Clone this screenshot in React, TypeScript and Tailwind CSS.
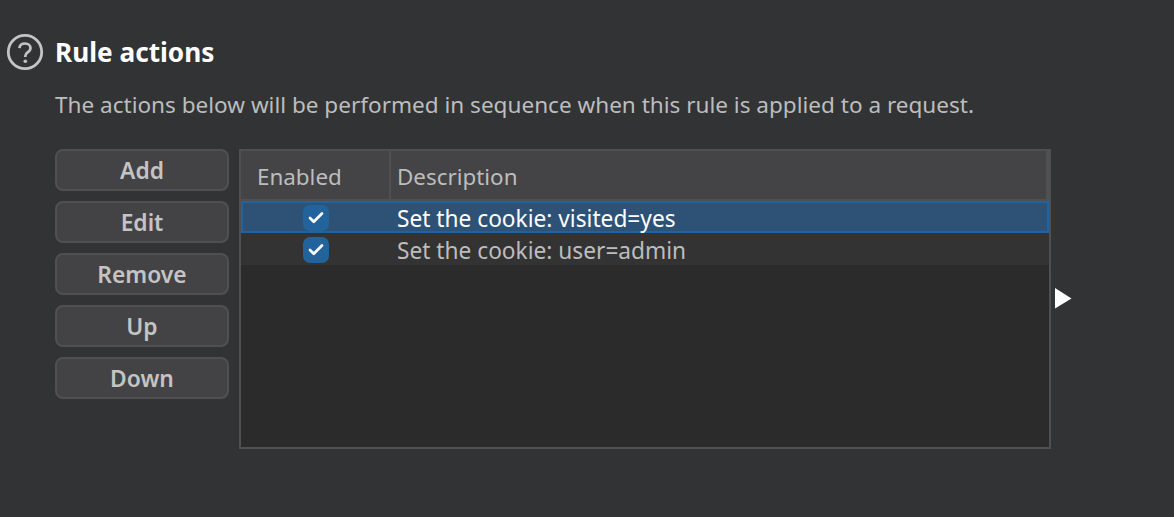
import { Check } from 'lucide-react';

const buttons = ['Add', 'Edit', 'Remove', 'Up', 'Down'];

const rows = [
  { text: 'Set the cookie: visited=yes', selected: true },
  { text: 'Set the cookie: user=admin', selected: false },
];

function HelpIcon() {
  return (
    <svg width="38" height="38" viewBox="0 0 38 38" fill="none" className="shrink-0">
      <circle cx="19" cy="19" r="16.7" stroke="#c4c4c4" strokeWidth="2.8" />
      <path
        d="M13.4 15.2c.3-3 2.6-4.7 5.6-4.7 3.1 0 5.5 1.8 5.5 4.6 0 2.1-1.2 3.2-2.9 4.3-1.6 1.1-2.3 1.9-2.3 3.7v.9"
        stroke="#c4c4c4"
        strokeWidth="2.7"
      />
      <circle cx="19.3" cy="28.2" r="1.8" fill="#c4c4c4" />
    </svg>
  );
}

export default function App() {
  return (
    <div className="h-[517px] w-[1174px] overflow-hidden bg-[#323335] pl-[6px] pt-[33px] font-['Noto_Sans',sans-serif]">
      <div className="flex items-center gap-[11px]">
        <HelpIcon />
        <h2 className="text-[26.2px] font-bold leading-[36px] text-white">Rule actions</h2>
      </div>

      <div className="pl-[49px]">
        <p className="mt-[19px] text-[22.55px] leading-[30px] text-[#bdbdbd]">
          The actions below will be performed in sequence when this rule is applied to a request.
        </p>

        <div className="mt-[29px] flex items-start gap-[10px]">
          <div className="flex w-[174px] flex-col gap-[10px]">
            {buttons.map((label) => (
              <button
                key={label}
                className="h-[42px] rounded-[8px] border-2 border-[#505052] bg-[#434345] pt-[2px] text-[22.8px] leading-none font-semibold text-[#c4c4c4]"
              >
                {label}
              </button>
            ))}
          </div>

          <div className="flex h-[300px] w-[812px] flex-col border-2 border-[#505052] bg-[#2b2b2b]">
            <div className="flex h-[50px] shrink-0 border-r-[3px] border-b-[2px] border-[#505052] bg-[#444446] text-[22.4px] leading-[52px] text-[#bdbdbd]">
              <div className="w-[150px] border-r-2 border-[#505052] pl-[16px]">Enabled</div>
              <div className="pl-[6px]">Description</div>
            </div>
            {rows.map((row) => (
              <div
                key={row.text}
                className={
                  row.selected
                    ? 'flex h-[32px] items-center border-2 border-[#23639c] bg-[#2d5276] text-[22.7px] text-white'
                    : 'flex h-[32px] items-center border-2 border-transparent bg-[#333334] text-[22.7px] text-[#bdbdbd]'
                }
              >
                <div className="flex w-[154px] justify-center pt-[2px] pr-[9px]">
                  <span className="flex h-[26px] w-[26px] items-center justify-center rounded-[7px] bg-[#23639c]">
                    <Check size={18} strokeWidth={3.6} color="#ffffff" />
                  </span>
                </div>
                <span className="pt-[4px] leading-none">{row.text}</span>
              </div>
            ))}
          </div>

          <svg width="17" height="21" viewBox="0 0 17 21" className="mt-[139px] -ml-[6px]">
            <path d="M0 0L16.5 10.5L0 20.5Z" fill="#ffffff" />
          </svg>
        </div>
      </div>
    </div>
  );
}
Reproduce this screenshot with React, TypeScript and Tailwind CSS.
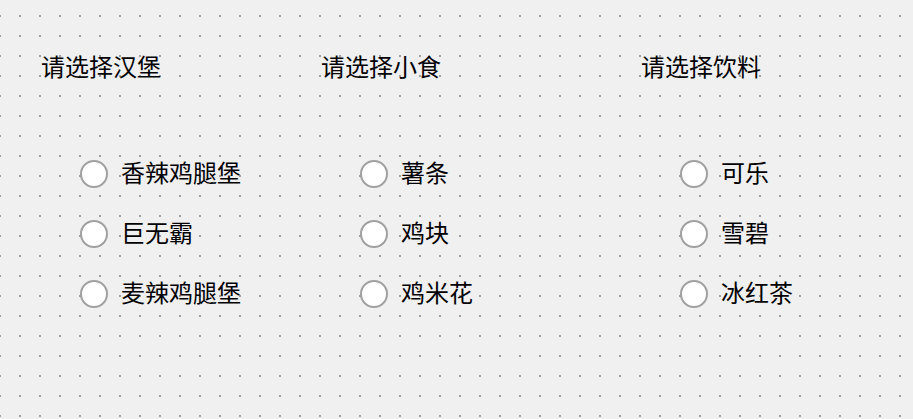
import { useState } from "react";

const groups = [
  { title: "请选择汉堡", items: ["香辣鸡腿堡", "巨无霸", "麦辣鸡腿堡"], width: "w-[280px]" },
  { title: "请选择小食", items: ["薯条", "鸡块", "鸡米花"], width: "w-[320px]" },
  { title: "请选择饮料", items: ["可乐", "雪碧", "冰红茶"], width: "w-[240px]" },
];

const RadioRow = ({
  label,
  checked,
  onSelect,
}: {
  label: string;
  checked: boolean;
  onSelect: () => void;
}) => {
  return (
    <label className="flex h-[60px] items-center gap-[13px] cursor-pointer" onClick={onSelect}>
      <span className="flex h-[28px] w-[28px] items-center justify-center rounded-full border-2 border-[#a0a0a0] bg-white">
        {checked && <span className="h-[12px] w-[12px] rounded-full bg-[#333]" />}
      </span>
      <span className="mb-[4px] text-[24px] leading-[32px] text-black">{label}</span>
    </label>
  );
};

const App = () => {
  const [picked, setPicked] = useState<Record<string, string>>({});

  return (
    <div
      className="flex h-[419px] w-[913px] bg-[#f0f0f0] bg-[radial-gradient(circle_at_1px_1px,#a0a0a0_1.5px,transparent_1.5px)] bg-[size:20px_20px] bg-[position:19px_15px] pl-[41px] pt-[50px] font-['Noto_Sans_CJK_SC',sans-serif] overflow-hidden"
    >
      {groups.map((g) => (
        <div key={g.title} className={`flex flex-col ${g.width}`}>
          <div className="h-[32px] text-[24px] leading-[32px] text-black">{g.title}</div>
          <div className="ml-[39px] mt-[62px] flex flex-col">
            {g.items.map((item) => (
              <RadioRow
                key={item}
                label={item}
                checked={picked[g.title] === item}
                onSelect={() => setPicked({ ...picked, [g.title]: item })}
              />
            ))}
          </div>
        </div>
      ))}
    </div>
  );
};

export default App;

· · ·

### Work instructions
Extract from the material above the stretch running from the line containing "Reproduce this screenshot" through the line containing "const [picked, setPicked]". Keep the text exact and the pictures out.

### Solution to this problem
Reproduce this screenshot with React, TypeScript and Tailwind CSS.
import { useState } from "react";

const groups = [
  { title: "请选择汉堡", items: ["香辣鸡腿堡", "巨无霸", "麦辣鸡腿堡"], width: "w-[280px]" },
  { title: "请选择小食", items: ["薯条", "鸡块", "鸡米花"], width: "w-[320px]" },
  { title: "请选择饮料", items: ["可乐", "雪碧", "冰红茶"], width: "w-[240px]" },
];

const RadioRow = ({
  label,
  checked,
  onSelect,
}: {
  label: string;
  checked: boolean;
  onSelect: () => void;
}) => {
  return (
    <label className="flex h-[60px] items-center gap-[13px] cursor-pointer" onClick={onSelect}>
      <span className="flex h-[28px] w-[28px] items-center justify-center rounded-full border-2 border-[#a0a0a0] bg-white">
        {checked && <span className="h-[12px] w-[12px] rounded-full bg-[#333]" />}
      </span>
      <span className="mb-[4px] text-[24px] leading-[32px] text-black">{label}</span>
    </label>
  );
};

const App = () => {
  const [picked, setPicked] = useState<Record<string, string>>({});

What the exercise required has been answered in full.